Below is an overview of the remaining changes, categorized by the four levels mentioned previously.
No change
Some public datasets such as those related to aggregate scholarships and class sizes would see no change (i.e., existing rules regarding applying ‘Msk’ will remain unchanged) as it was found that the existing masking, if any, would suffice for these.
Level 1 Masking
Datasets affected by this include those reporting student characteristics and outcomes. Level 1 masking stipulates:
- at district level, where applicable no sub-population (a subset of a larger population) level data or breakdown of numbers by facility type
- at district level, school districts with small student counts maybe completely masked from reporting. For example, if for the current school year, the following districts were found to have insufficient sample sizes: 049 (Central Coast), 084 (Vancouver Island West), 087 (Stikine) and 092 (Nisga’a) to report at many out at many of the pre-existing subpopulation levels.
- at province level, breakdown by male/female may not be included for some datasets.
- at province level, all non-standard facility types will be presented as “OTHER” for some datasets.
Level 2 Masking
- This is applicable for student outcomes datasets. Any data with level 2 masking will also have level 1 masking.
- Mask extreme percentage values where leaving unmasked would allow identification of individual results.
Special cases
These include some of the student characteristics and outcomes datasets. Some columns specific to each of these datasets will be removed to eliminate the possibility of reporting any personally identifiable information (e.g., age, gender).
Summary
To summarize, the Implementation of this policy will:
- reduce data at risk through compliance by protecting sensitive information when sharing data outside of the Ministry; and,
- increase productivity by automating the masking process and reducing the burden on internal resources who previously had to maintain manually-developed masking scripts.
Definitions
- Aggregate refers to data that are gathered and presented in summary form, using several measurements. Does not equate to “Anonymized” as aggregate data could still contain reidentification risks if small number counts are not managed.

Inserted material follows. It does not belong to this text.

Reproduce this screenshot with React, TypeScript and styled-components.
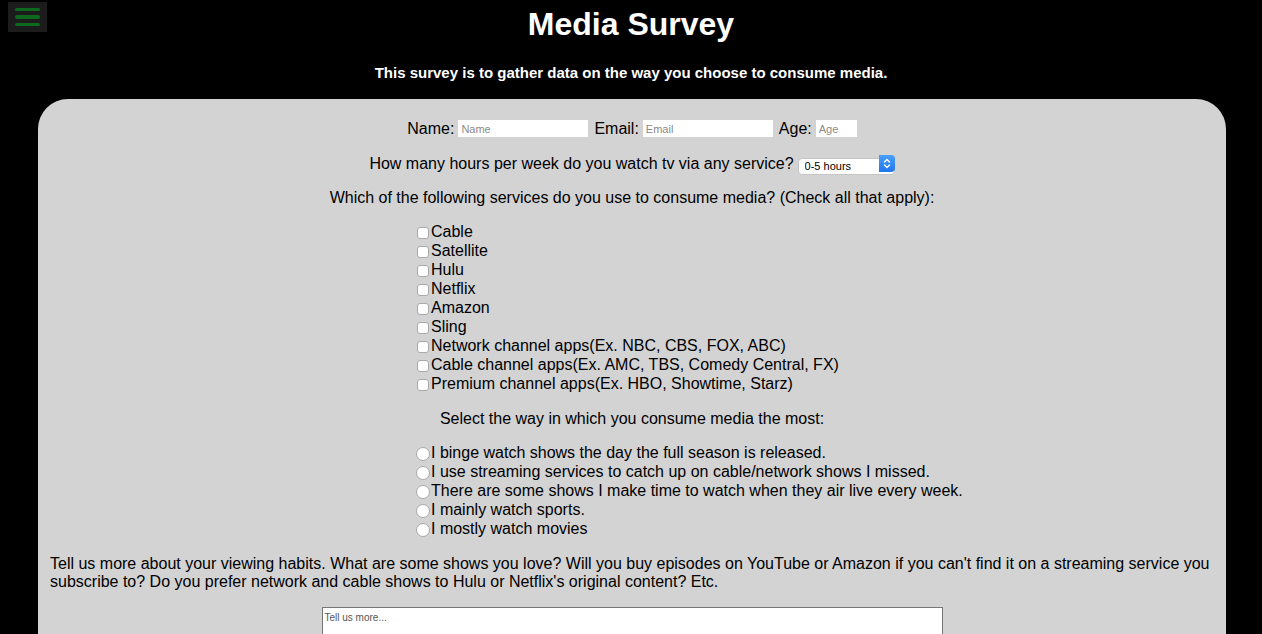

- Anonymized data refers to data that has been irreversibly de-identified and is highly unlikely to allow any individual to be identified through combining it with other data. Anonymized data does not imply that the data are free of any risk of re-identification, but that the reidentification risk has been assessed to be highly improbable by the Data Custodian.
- Data products refer to products produced by the Ministry of Education in the form of reports, dashboards, extracts, responses to access request.
- De-identified data refers to data where direct identifiers have been removed or masked; however, enough information may remain to potentially allow a user to re-identify the data through linkages with other data sets or by accessing the key code by which the data was deidentified.
- Individual Identifiers, according to FOIPPA Policy and Procedures Manual definitions, includes information such as a person’s name, Social Insurance Number (or other number unique to the person such as driver’s license number, employee number or health card number), address, date of birth (usually used in combination with other identifiers such as name to distinguish between people with the same name but different birth dates) or any other discrete element of personal information that would enable a third party to deduce the identity of the person concerned. EDUC categorizes individual identifiers into the following two types:
- Direct identifiers include information that relates specifically to an individual, such as that individual’s name, full address or a unique identification number (e.g. Social Insurance or Personal Education Number).
- Indirect identifiers include information that can be combined with other information to identify specific individuals (e.g. a combination of a student’s gender, birth date and special needs status).
- Homogenous group refers to alike datasets
- Masking can refer to any method used to hide the original values in a data set. The method most commonly used by the Ministry of Education is the suppression of small cell values, but techniques can include technology or procedural barriers to access.
- Mosaic effect occurs when seemingly innocuous, separate items of information, when put together, would allow someone to accurately infer information about an individual.
- Personal Information, under FOIPPA, means recorded information about an identifiable individual. Three requirements must be met to fall within the definition of personal information:
- The information is recorded. Oral conversations, even if personal in nature, are not considered personal information for the purposes of the Act, unless the conversation is recorded in some manner.
- The information is about an individual. Information about corporations does not fall within the definition of personal information. There may be instances, however, where information about a sole proprietor's business is so intertwined with his or her personal information that the distinction between personal and business information cannot be made easily. Detailed examination of these cases will be required in order to determine whether the requested information falls within the definition of personal information.
- The information is about an identifiable individual. In most cases, this means that the name of the individual is contained in the record, but, in other cases, it will be possible to identify an individual through any other information in the record. In any case where the identity of the individual can be ascertained or deduced by the information in the record, that information is personal information for the purposes of the Act. Personally identifiable information is defined in Appendix B.
- Record - In short, a record is any information that is recorded.
- Under FOIPPA, a “record” includes books, documents, maps, drawings, photographs, letters, vouchers, papers and any other thing on which information is recorded or stored by graphic, electronic, mechanical or other means. Records also include email and information stored electronically. However, the definition of a record under FOIPPA does not include a computer program or any other mechanism that produces records.
- School level data are often interchangeable used with Student level data. School level data are the data aggregated up to level of school. It is the data about school themselves and level of aggregation. Student-level data refers to any information that educators, schools, districts, and state agencies collect on individual students, including data such as personal information (e.g., a student's age, gender, race, place of residence), enrollment information.